Task – Write the material out again in full, word for word. Do not include the pictures.

******

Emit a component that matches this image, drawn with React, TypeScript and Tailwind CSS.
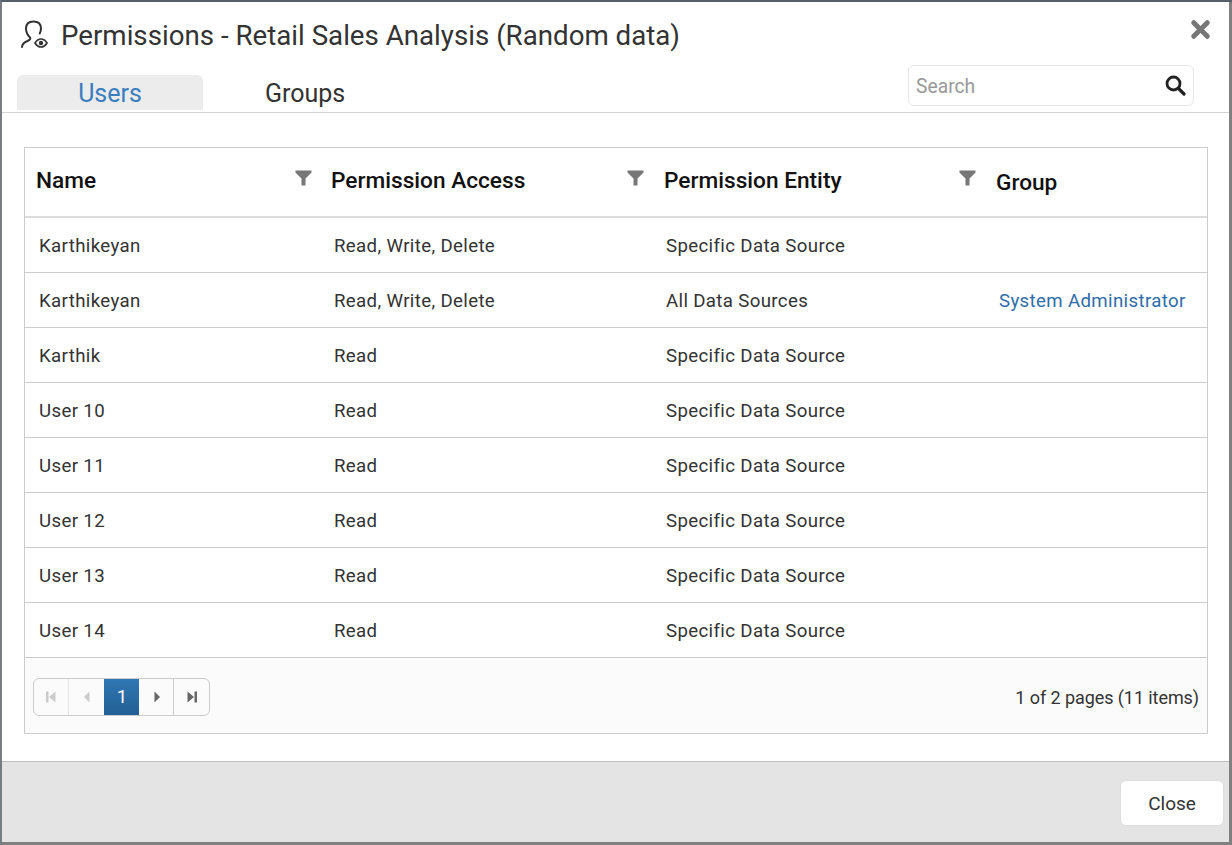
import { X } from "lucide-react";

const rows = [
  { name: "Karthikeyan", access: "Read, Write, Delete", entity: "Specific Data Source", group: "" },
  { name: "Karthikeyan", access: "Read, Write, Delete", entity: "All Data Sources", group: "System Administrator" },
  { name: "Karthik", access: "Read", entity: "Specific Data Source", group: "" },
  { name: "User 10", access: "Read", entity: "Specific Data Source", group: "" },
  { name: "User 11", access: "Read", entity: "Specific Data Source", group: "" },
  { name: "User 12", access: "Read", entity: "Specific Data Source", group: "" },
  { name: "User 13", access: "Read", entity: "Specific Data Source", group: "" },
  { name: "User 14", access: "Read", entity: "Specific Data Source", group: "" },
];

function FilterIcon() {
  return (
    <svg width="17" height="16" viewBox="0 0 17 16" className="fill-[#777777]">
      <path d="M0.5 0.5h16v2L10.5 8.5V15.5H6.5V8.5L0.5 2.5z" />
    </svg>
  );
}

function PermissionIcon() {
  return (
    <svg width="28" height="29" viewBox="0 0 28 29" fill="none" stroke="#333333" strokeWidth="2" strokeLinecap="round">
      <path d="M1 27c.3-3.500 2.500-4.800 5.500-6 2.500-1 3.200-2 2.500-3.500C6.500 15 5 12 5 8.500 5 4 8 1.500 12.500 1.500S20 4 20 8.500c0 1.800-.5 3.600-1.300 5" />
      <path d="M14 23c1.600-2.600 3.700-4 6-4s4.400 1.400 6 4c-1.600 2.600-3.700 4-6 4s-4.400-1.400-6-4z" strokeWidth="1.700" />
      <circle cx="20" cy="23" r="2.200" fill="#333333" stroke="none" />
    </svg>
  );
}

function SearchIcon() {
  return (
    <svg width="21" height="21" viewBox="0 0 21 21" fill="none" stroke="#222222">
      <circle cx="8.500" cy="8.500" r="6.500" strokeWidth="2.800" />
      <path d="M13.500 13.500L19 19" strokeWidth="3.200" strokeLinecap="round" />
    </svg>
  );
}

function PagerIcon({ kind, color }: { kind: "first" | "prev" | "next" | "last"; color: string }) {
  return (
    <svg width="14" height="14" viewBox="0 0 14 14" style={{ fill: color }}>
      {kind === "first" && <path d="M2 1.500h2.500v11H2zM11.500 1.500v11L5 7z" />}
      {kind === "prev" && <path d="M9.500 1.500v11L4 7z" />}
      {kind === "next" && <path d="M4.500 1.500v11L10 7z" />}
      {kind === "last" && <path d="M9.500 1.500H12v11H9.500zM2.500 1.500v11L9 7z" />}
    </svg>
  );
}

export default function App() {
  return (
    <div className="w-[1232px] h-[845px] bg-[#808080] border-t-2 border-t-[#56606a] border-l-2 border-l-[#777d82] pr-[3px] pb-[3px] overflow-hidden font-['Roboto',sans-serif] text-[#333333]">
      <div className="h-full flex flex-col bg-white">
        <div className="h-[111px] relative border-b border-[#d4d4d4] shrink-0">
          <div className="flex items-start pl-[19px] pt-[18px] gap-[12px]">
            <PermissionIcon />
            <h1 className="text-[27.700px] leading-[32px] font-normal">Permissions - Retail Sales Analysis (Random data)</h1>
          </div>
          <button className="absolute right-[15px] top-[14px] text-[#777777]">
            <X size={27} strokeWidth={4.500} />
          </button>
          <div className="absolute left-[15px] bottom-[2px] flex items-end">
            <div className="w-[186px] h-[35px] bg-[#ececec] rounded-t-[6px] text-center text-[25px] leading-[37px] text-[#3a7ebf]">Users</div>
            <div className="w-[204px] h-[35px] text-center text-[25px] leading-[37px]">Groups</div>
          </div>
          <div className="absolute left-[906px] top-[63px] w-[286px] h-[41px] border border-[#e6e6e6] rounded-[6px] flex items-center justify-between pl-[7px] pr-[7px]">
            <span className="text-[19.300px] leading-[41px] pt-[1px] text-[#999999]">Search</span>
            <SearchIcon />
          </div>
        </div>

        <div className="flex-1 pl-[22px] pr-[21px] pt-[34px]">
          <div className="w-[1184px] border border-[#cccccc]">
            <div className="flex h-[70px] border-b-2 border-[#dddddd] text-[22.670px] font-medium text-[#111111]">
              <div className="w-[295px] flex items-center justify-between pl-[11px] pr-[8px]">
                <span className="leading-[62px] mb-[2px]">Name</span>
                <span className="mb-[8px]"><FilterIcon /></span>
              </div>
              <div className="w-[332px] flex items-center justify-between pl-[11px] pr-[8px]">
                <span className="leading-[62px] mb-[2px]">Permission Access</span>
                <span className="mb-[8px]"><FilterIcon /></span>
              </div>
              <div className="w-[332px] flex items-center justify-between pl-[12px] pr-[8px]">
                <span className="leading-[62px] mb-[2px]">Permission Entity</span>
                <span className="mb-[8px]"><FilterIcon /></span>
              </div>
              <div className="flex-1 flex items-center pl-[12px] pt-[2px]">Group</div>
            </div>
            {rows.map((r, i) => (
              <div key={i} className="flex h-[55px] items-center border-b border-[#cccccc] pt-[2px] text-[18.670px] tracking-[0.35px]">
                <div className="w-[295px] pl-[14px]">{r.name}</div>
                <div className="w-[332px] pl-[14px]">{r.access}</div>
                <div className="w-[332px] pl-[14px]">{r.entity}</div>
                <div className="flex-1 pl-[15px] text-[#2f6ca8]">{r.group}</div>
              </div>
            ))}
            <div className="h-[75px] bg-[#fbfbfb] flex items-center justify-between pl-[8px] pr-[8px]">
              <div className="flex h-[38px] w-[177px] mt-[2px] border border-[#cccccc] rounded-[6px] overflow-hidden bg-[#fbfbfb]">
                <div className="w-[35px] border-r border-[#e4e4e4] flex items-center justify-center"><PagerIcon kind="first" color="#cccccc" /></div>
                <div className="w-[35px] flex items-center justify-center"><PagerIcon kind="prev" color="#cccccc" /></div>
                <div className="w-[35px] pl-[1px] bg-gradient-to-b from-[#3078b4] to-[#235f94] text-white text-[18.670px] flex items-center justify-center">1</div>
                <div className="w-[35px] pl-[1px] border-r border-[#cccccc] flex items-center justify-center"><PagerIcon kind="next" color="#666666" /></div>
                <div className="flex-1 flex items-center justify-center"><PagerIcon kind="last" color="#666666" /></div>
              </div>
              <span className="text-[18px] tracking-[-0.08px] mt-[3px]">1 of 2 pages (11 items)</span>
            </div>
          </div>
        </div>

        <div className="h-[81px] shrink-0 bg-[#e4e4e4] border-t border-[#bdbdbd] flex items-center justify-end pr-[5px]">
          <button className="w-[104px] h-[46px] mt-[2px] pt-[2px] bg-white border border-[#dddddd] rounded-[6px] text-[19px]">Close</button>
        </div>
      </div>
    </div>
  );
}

******

Solution for this exercise –
Emit a component that matches this image, drawn with React, TypeScript and Tailwind CSS.
import { X } from "lucide-react";

const rows = [
  { name: "Karthikeyan", access: "Read, Write, Delete", entity: "Specific Data Source", group: "" },
  { name: "Karthikeyan", access: "Read, Write, Delete", entity: "All Data Sources", group: "System Administrator" },
  { name: "Karthik", access: "Read", entity: "Specific Data Source", group: "" },
  { name: "User 10", access: "Read", entity: "Specific Data Source", group: "" },
  { name: "User 11", access: "Read", entity: "Specific Data Source", group: "" },
  { name: "User 12", access: "Read", entity: "Specific Data Source", group: "" },
  { name: "User 13", access: "Read", entity: "Specific Data Source", group: "" },
  { name: "User 14", access: "Read", entity: "Specific Data Source", group: "" },
];

function FilterIcon() {
  return (
    <svg width="17" height="16" viewBox="0 0 17 16" className="fill-[#777777]">
      <path d="M0.5 0.5h16v2L10.5 8.5V15.5H6.5V8.5L0.5 2.5z" />
    </svg>
  );
}

function PermissionIcon() {
  return (
    <svg width="28" height="29" viewBox="0 0 28 29" fill="none" stroke="#333333" strokeWidth="2" strokeLinecap="round">
      <path d="M1 27c.3-3.500 2.500-4.800 5.500-6 2.500-1 3.200-2 2.500-3.500C6.500 15 5 12 5 8.500 5 4 8 1.500 12.500 1.500S20 4 20 8.500c0 1.800-.5 3.600-1.300 5" />
      <path d="M14 23c1.600-2.600 3.700-4 6-4s4.400 1.400 6 4c-1.600 2.600-3.700 4-6 4s-4.400-1.400-6-4z" strokeWidth="1.700" />
      <circle cx="20" cy="23" r="2.200" fill="#333333" stroke="none" />
    </svg>
  );
}

function SearchIcon() {
  return (
    <svg width="21" height="21" viewBox="0 0 21 21" fill="none" stroke="#222222">
      <circle cx="8.500" cy="8.500" r="6.500" strokeWidth="2.800" />
      <path d="M13.500 13.500L19 19" strokeWidth="3.200" strokeLinecap="round" />
    </svg>
  );
}

function PagerIcon({ kind, color }: { kind: "first" | "prev" | "next" | "last"; color: string }) {
  return (
    <svg width="14" height="14" viewBox="0 0 14 14" style={{ fill: color }}>
      {kind === "first" && <path d="M2 1.500h2.500v11H2zM11.500 1.500v11L5 7z" />}
      {kind === "prev" && <path d="M9.500 1.500v11L4 7z" />}
      {kind === "next" && <path d="M4.500 1.500v11L10 7z" />}
      {kind === "last" && <path d="M9.500 1.500H12v11H9.500zM2.500 1.500v11L9 7z" />}
    </svg>
  );
}

export default function App() {
  return (
    <div className="w-[1232px] h-[845px] bg-[#808080] border-t-2 border-t-[#56606a] border-l-2 border-l-[#777d82] pr-[3px] pb-[3px] overflow-hidden font-['Roboto',sans-serif] text-[#333333]">
      <div className="h-full flex flex-col bg-white">
        <div className="h-[111px] relative border-b border-[#d4d4d4] shrink-0">
          <div className="flex items-start pl-[19px] pt-[18px] gap-[12px]">
            <PermissionIcon />
            <h1 className="text-[27.700px] leading-[32px] font-normal">Permissions - Retail Sales Analysis (Random data)</h1>
          </div>
          <button className="absolute right-[15px] top-[14px] text-[#777777]">
            <X size={27} strokeWidth={4.500} />
          </button>
          <div className="absolute left-[15px] bottom-[2px] flex items-end">
            <div className="w-[186px] h-[35px] bg-[#ececec] rounded-t-[6px] text-center text-[25px] leading-[37px] text-[#3a7ebf]">Users</div>
            <div className="w-[204px] h-[35px] text-center text-[25px] leading-[37px]">Groups</div>
          </div>
          <div className="absolute left-[906px] top-[63px] w-[286px] h-[41px] border border-[#e6e6e6] rounded-[6px] flex items-center justify-between pl-[7px] pr-[7px]">
            <span className="text-[19.300px] leading-[41px] pt-[1px] text-[#999999]">Search</span>
            <SearchIcon />
          </div>
        </div>

        <div className="flex-1 pl-[22px] pr-[21px] pt-[34px]">
          <div className="w-[1184px] border border-[#cccccc]">
            <div className="flex h-[70px] border-b-2 border-[#dddddd] text-[22.670px] font-medium text-[#111111]">
              <div className="w-[295px] flex items-center justify-between pl-[11px] pr-[8px]">
                <span className="leading-[62px] mb-[2px]">Name</span>
                <span className="mb-[8px]"><FilterIcon /></span>
              </div>
              <div className="w-[332px] flex items-center justify-between pl-[11px] pr-[8px]">
                <span className="leading-[62px] mb-[2px]">Permission Access</span>
                <span className="mb-[8px]"><FilterIcon /></span>
              </div>
              <div className="w-[332px] flex items-center justify-between pl-[12px] pr-[8px]">
                <span className="leading-[62px] mb-[2px]">Permission Entity</span>
                <span className="mb-[8px]"><FilterIcon /></span>
              </div>
              <div className="flex-1 flex items-center pl-[12px] pt-[2px]">Group</div>
            </div>
            {rows.map((r, i) => (
              <div key={i} className="flex h-[55px] items-center border-b border-[#cccccc] pt-[2px] text-[18.670px] tracking-[0.35px]">
                <div className="w-[295px] pl-[14px]">{r.name}</div>
                <div className="w-[332px] pl-[14px]">{r.access}</div>
                <div className="w-[332px] pl-[14px]">{r.entity}</div>
                <div className="flex-1 pl-[15px] text-[#2f6ca8]">{r.group}</div>
              </div>
            ))}
            <div className="h-[75px] bg-[#fbfbfb] flex items-center justify-between pl-[8px] pr-[8px]">
              <div className="flex h-[38px] w-[177px] mt-[2px] border border-[#cccccc] rounded-[6px] overflow-hidden bg-[#fbfbfb]">
                <div className="w-[35px] border-r border-[#e4e4e4] flex items-center justify-center"><PagerIcon kind="first" color="#cccccc" /></div>
                <div className="w-[35px] flex items-center justify-center"><PagerIcon kind="prev" color="#cccccc" /></div>
                <div className="w-[35px] pl-[1px] bg-gradient-to-b from-[#3078b4] to-[#235f94] text-white text-[18.670px] flex items-center justify-center">1</div>
                <div className="w-[35px] pl-[1px] border-r border-[#cccccc] flex items-center justify-center"><PagerIcon kind="next" color="#666666" /></div>
                <div className="flex-1 flex items-center justify-center"><PagerIcon kind="last" color="#666666" /></div>
              </div>
              <span className="text-[18px] tracking-[-0.08px] mt-[3px]">1 of 2 pages (11 items)</span>
            </div>
          </div>
        </div>

        <div className="h-[81px] shrink-0 bg-[#e4e4e4] border-t border-[#bdbdbd] flex items-center justify-end pr-[5px]">
          <button className="w-[104px] h-[46px] mt-[2px] pt-[2px] bg-white border border-[#dddddd] rounded-[6px] text-[19px]">Close</button>
        </div>
      </div>
    </div>
  );
}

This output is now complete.